Most software today assumes connectivity, telemetry, and cloud sync by default. For many use cases, that’s convenient. For others—especially productivity and developer tools it introduces unnecessary risk, complexity, and friction.

This post explains why I’ve been deliberately building offline-first, privacy focused tools, and what tradeoffs that choice comes with.


The Problem With “Cloud by Default”

Over the years, I noticed a recurring pattern in tools I relied on daily:

  • Features tightly coupled to external services
  • Data stored remotely without clear guarantees
  • Security models that assume trust instead of enforcing it
  • Apps that stop working or degrade badly when offline

For things like note taking, clipboard management, or developer utilities, this felt backwards. These tools often handle sensitive data, yet are frequently treated as disposable frontends to a backend you don’t control.


What “Offline First” Actually Means (To Me)

Offline first doesn’t mean “never networked.” It means:

  • The tool works fully without an internet connection
  • Core functionality does not depend on third-party services
  • Data is stored locally by default
  • Sync, if it exists, is optional and explicit

This approach forces better engineering discipline:

  • Clear data ownership
  • Fewer hidden dependencies
  • Easier debugging
  • Predictable performance

Privacy Is a Design Constraint, Not a Feature

A mistake I see often is treating privacy as a checkbox at the end of development.

Instead, I treat it as a constraint from day one:

  • No analytics unless absolutely necessary
  • No background network calls
  • Minimal data retention
  • Encryption where it actually matters

This simplifies architecture. When you remove the assumption that “we can always phone home,” the design gets leaner and more intentional.

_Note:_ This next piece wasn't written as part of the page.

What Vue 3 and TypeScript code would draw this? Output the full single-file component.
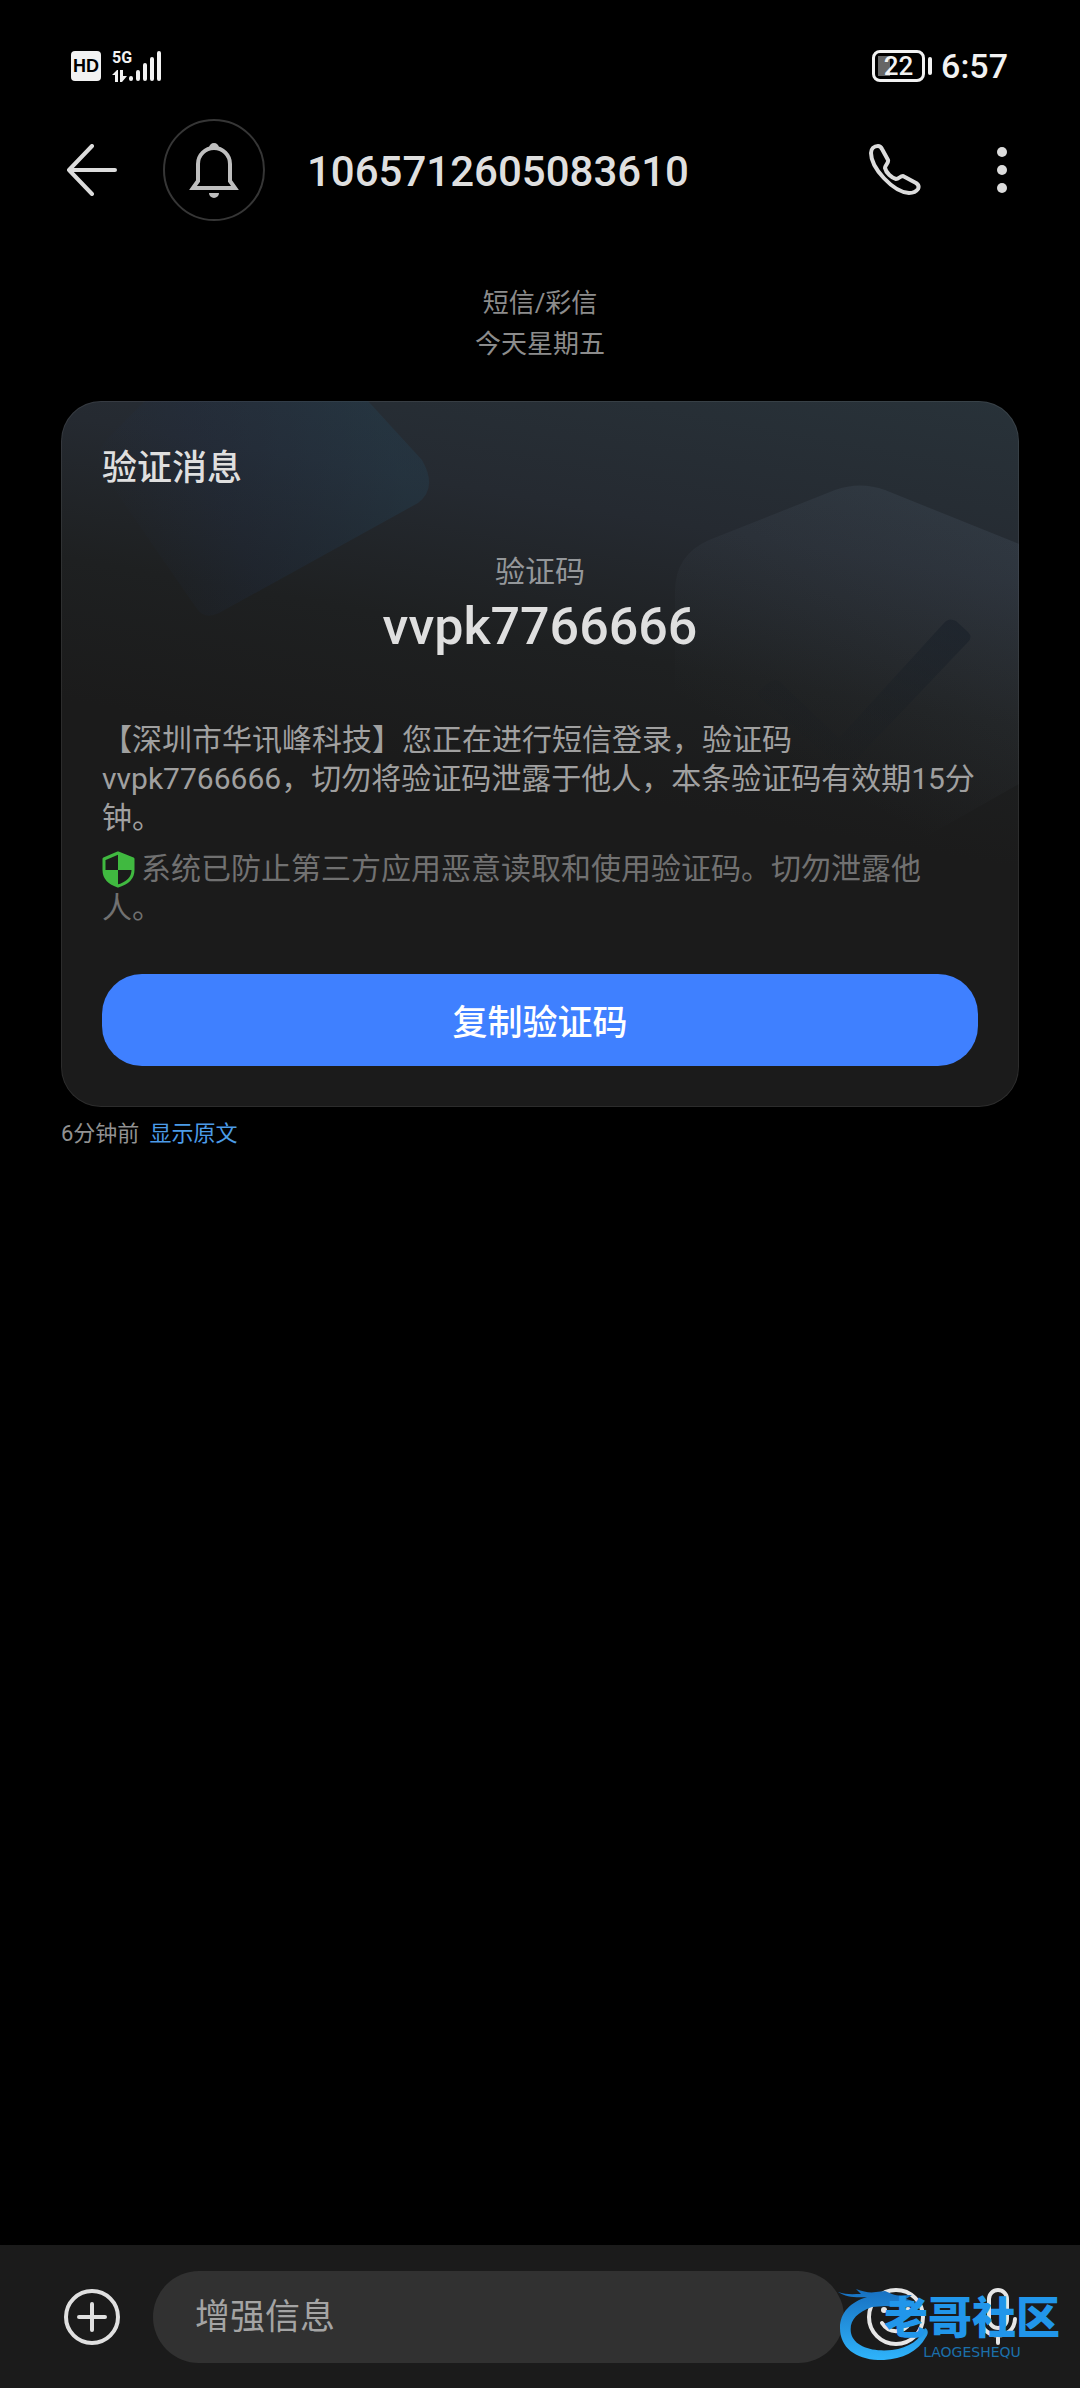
<script setup lang="ts">
import { ref } from 'vue'

const sender = '1065712605083610'
const code = 'vvpk7766666'
const draft = ref('')
const battery = 22

function copyCode(): void {
  navigator.clipboard?.writeText(code)
}
</script>

<template>
  <div class="screen">
    <div class="status">
      <div class="status-group">
        <span class="hd">HD</span>
        <span class="network">
          <span class="gen">5G</span>
          <svg width="16" height="12" viewBox="0 0 16 12" fill="#f2f2f2">
            <path d="M0 5 5 0h1v12H3V5zM8 0h3v6h4l-5 6H8z" />
          </svg>
        </span>
        <svg class="bars" width="34" height="32" viewBox="0 0 34 32" stroke="#f2f2f2" stroke-width="4" stroke-linecap="round">
          <path d="M3 28v1M10 22v7M17 15v14M24 9v20M31 3v26" />
        </svg>
      </div>
      <div class="status-group">
        <span class="battery">{{ battery }}</span>
        <span class="nub"></span>
        <time class="clock">6:57</time>
      </div>
    </div>

    <header class="bar">
      <button class="icon back" aria-label="返回">
        <svg width="52" height="52" viewBox="0 0 52 52" fill="none" stroke="#dcdcdc" stroke-width="4" stroke-linecap="round" stroke-linejoin="round">
          <path d="M26 2 3 26l23 24M3 26h46" />
        </svg>
      </button>
      <span class="avatar">
        <svg width="50" height="58" viewBox="0 0 50 58" fill="none" stroke="#bebebe" stroke-width="4">
          <path d="M4 47 9 40V23a16 16 0 0 1 32 0v17l5 7z" />
          <path d="M20 7a5 5 0 0 1 10 0zM20 52h10a5 5 0 0 1-10 0z" fill="#bebebe" stroke="none" />
        </svg>
      </span>
      <h1 class="sender">{{ sender }}</h1>
      <button class="icon" aria-label="拨打电话">
        <svg width="52" height="52" viewBox="0 0 52 52" fill="none" stroke="#dcdcdc" stroke-width="4" stroke-linejoin="round">
          <path d="M2 9C2 5 5 2 9 2c2 0 3 1 4 3l6 11c1 3-3 5-3 8 1 5 7 10 11 11 3 0 4-3 7-3l13 7c3 2 3 4 2 6-2 3-5 4-9 4C24 48 2 24 2 9z" />
        </svg>
      </button>
      <button class="icon more" aria-label="更多">
        <svg width="10" height="48" viewBox="0 0 10 48" fill="#dcdcdc">
          <circle cx="5" cy="6" r="5" /><circle cx="5" cy="24" r="5" /><circle cx="5" cy="42" r="5" />
        </svg>
      </button>
    </header>

    <main class="thread">
      <p class="day">短信/彩信<br />今天星期五</p>

      <article class="card">
        <svg class="art art-left" width="380" height="230" viewBox="0 0 380 230">
          <defs>
            <linearGradient id="tile" x1="320" y1="20" x2="50" y2="120" gradientUnits="userSpaceOnUse">
              <stop offset="0" stop-color="#24455a" stop-opacity=".32" />
              <stop offset=".6" stop-color="#20304c" stop-opacity=".24" />
              <stop offset="1" stop-color="#20304c" stop-opacity="0" />
            </linearGradient>
          </defs>
          <path fill="url(#tile)" d="M84 0H307l54 59q16 28-4 43L158 212q-14 7-22-4L42 72q-10-18 4-34z" />
        </svg>
        <svg class="art art-right" width="344" height="480" viewBox="0 0 344 480">
          <defs>
            <linearGradient id="hex" x1="290" y1="90" x2="130" y2="370" gradientUnits="userSpaceOnUse">
              <stop offset="0" stop-color="#70859c" stop-opacity=".14" />
              <stop offset=".5" stop-color="#6a7a8c" stop-opacity=".08" />
              <stop offset="1" stop-color="#6a7a8c" stop-opacity="0" />
            </linearGradient>
            <linearGradient id="tick" x1="290" y1="220" x2="180" y2="400" gradientUnits="userSpaceOnUse">
              <stop offset="0" stop-color="#161e28" stop-opacity=".55" />
              <stop offset="1" stop-color="#161b20" stop-opacity="0" />
            </linearGradient>
          </defs>
          <path fill="url(#hex)" d="M0 190q0-36 34-51l126-50q25-9 50 0l134 54v240l-134 76q-24 10-50 0L34 390Q0 374 0 340z" />
          <path fill="url(#tick)" d="m85 289 11-9q5-3 9 1l59 56 105-115q5-6 12-2l12 11q5 5 0 10L178 362q-9 9-18 0l-75-65q-4-4 0-8z" />
        </svg>

        <div class="content">
          <h2 class="title">验证消息</h2>
          <p class="label">验证码</p>
          <p class="code">{{ code }}</p>
          <p class="body">【深圳市华讯峰科技】您正在进行短信登录，验证码{{ code }}，切勿将验证码泄露于他人，本条验证码有效期15分钟。</p>
          <p class="body notice">
            <svg class="shield" width="33" height="37" viewBox="0 0 33 37"><path fill="none" stroke="#40b940" stroke-width="3" stroke-linejoin="round" d="M16 2 2 8v11c0 8 5 13 14 16 10-3 15-8 15-16V8z" /><path fill="#40b940" d="M16 2v17H2c0 8 5 13 14 16V19h15V8z" /></svg>系统已防止第三方应用恶意读取和使用验证码。切勿泄露他人。
          </p>
          <button class="copy" @click="copyCode">复制验证码</button>
        </div>
      </article>

      <p class="meta"><span>6分钟前</span><a href="#original">显示原文</a></p>
    </main>

    <footer class="composer">
      <button class="icon" aria-label="添加">
        <svg width="56" height="56" viewBox="0 0 56 56" fill="none" stroke="#e0e0e0" stroke-width="4" stroke-linecap="round">
          <circle cx="28" cy="28" r="26" /><path d="M28 15v26M15 28h26" />
        </svg>
      </button>
      <input v-model="draft" class="field" type="text" placeholder="增强信息" aria-label="增强信息" />
      <button class="icon smile" aria-label="表情">
        <svg width="58" height="58" viewBox="0 0 58 58" fill="none" stroke="#e6e6e6" stroke-width="4" stroke-linecap="round">
          <circle cx="29" cy="29" r="27" /><path d="M15 35c7 11 21 11 28 0" />
          <g fill="#e6e6e6" stroke="none"><circle cx="17" cy="22" r="3" /><circle cx="41" cy="22" r="3" /></g>
        </svg>
      </button>
      <button class="icon mic" aria-label="语音">
        <svg width="40" height="58" viewBox="0 0 40 58" fill="none" stroke="#e6e6e6" stroke-width="4" stroke-linecap="round">
          <rect x="11" y="2" width="18" height="38" rx="9" /><path d="M3 31c1 22 33 22 34 0M20 48v7" />
        </svg>
      </button>

      <div class="brand">
        <svg class="swirl" width="96" height="74" viewBox="0 0 96 74">
          <defs>
            <linearGradient id="wave" x1="0" y1="0" x2="0" y2="1">
              <stop offset="0" stop-color="#176fc0" /><stop offset="1" stop-color="#2fb4fb" />
            </linearGradient>
          </defs>
          <path fill="url(#wave)" d="M0 6c8 3 16 2 23 2l-5-5c8 3 14 4 20 3l9-1 7 3c7 3 14 1 20 1l-6 4 7 2-10 2 5 4c-9-1-15 0-22-1l-14 1C18 27 11 35 13 47c3 14 22 19 41 17 17-2 29-11 33-22 4 2 3 6 1 9-8 15-24 22-42 23C20 75 2 63 2 42 2 26 13 16 29 11 18 12 8 11 0 6z" />
        </svg>
        <div class="brand-text">
          <span class="brand-name">老哥社区</span>
          <span class="brand-latin">LAOGESHEQU</span>
        </div>
      </div>
    </footer>
  </div>
</template>

<style>
body {
  margin: 0;
  background: #000;
}
</style>

<style scoped>
.screen {
  display: flex;
  flex-direction: column;
  min-height: 100vh;
  background: #000;
  color: #dfdfdf;
  font-family: Roboto, "Noto Sans CJK SC", sans-serif;
}
h1, h2, p {
  margin: 0;
}
button {
  padding: 0;
  border: 0;
  background: none;
  font-family: inherit;
}
svg {
  display: block;
}
.icon {
  flex: none;
  cursor: pointer;
}
.status {
  display: flex;
  justify-content: space-between;
  align-items: center;
  height: 40px;
  padding: 46px 72px 0 71px;
}
.status-group {
  display: flex;
  align-items: center;
  color: #f2f2f2;
}
.hd {
  width: 30px;
  border-radius: 4px;
  background: #f2f2f2;
  color: #000;
  font: bold 18px/30px "Liberation Sans", sans-serif;
  text-align: center;
}
.network {
  display: flex;
  flex-direction: column;
  gap: 4px;
  margin-left: 11px;
}
.gen {
  font-size: 16px;
  font-weight: 700;
  line-height: 16px;
}
.bars {
  margin-left: -4px;
}
.battery {
  box-sizing: border-box;
  width: 53px;
  height: 32px;
  border: 3px solid #f2f2f2;
  border-radius: 8px;
  background: linear-gradient(#666, #666) 3px center / 12px 20px no-repeat;
  font-size: 26px;
  font-weight: 500;
  line-height: 26px;
  text-align: center;
}
.nub {
  width: 4px;
  height: 18px;
  margin-left: 3px;
  border-radius: 2px;
  background: #f2f2f2;
}
.clock {
  margin-left: 9px;
  font-size: 34px;
  font-weight: 500;
  line-height: 40px;
}
.bar {
  display: flex;
  align-items: center;
  height: 104px;
  margin-top: 32px;
  padding: 0 73px 0 66px;
}
.avatar {
  display: flex;
  box-sizing: border-box;
  justify-content: center;
  align-items: center;
  width: 102px;
  height: 102px;
  margin-left: 45px;
  border: 2px solid #363636;
  border-radius: 50%;
}
.sender {
  flex: 1;
  margin-left: 42px;
  padding-top: 4px;
  font-size: 42px;
  font-weight: 500;
  line-height: 56px;
}
.more {
  margin-left: 76px;
}
.thread {
  flex: 1;
  padding: 61px 61px 60px;
}
.day {
  color: #8c8c8c;
  font-size: 26px;
  line-height: 41px;
  text-align: center;
}
.card {
  position: relative;
  overflow: hidden;
  margin-top: 36px;
  border-radius: 40px;
  background: linear-gradient(190deg, #283239 0, #252a31 180px, #1e2021 320px, #1b1b1b 460px);
  box-shadow: inset 0 0 0 1px #ffffff14;
}
.art {
  position: absolute;
  top: 0;
}
.art-left {
  left: 0;
}
.art-right {
  right: 0;
}
.content {
  position: relative;
  padding: 45px 41px 41px;
}
.title {
  font-size: 35px;
  font-weight: 500;
  line-height: 46px;
}
.label {
  margin-top: 60px;
  color: #94979a;
  font-size: 30px;
  line-height: 40px;
  text-align: center;
}
.code {
  margin-top: 4px;
  font-size: 52px;
  font-weight: 500;
  line-height: 62px;
  text-align: center;
}
.body {
  margin-top: 62px;
  color: #a0a0a0;
  font-size: 30px;
  line-height: 39px;
}
.notice {
  margin-top: 12px;
  color: #717171;
}
.shield {
  display: inline-block;
  margin: -4px 6px 0 0;
  vertical-align: middle;
}
.copy {
  width: 100%;
  height: 92px;
  margin-top: 47px;
  padding-bottom: 2px;
  border-radius: 40px;
  background: #3f80ff;
  color: #fff;
  font-size: 35px;
  font-weight: 500;
  cursor: pointer;
}
.meta {
  display: flex;
  gap: 10px;
  margin-top: 10px;
  color: #929292;
  font-size: 22px;
  line-height: 34px;
}
.meta a {
  color: #4c9ce8;
  text-decoration: none;
}
.composer {
  position: relative;
  display: flex;
  align-items: center;
  box-sizing: border-box;
  height: 143px;
  padding: 0 62px 0 64px;
  background: #1b1b1b;
}
.field {
  flex: 1;
  box-sizing: border-box;
  min-width: 0;
  height: 92px;
  margin-left: 33px;
  padding: 2px 42px 0;
  border: 0;
  border-radius: 46px;
  outline: 0;
  background: #313131;
  color: #dfdfdf;
  font-family: inherit;
  font-size: 35px;
}
.field::placeholder {
  color: #a4a4a4;
  opacity: 1;
}
.smile {
  margin-left: 23px;
}
.mic {
  margin-left: 53px;
}
.brand {
  position: absolute;
  right: 20px;
  bottom: 28px;
  display: flex;
  color: #2196ea;
  pointer-events: none;
}
.brand-text {
  display: flex;
  flex-direction: column;
  align-items: center;
  margin: 8px 0 0 -50px;
}
.brand-name {
  font-size: 44px;
  font-weight: 900;
  line-height: 50px;
}
.brand-latin {
  color: #1b70ab;
  font: 14px/16px "DejaVu Sans", sans-serif;
}
</style>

Tradeoffs (Because There Are Always Tradeoffs)

This approach isn’t free:

  • No effortless multi-device sync
  • More responsibility on the user
  • Fewer growth shortcuts
  • Slower initial adoption

But the upside is trust. Users understand where their data lives, how it’s handled, and what the tool does and doesn’t do.

For the kinds of tools I care about, that tradeoff is worth it.


What I’m Building Toward

I’m particularly interested in:

  • Desktop utilities
  • Developer tools
  • Productivity software that stays out of the way
  • Self-hosted or local-only systems

I plan to write more about:

  • Architecture decisions
  • Security tradeoffs
  • UX for power users
  • Shipping and maintaining small tools long-term

Open Questions

I’m curious how others here think about this:

  • Do you actively avoid cloud-dependent tools?
  • Where do you draw the line between convenience and control?
  • Are there tools you’ve replaced specifically for privacy or offline reasons?

Looking forward to learning from the community.

Top comments (1)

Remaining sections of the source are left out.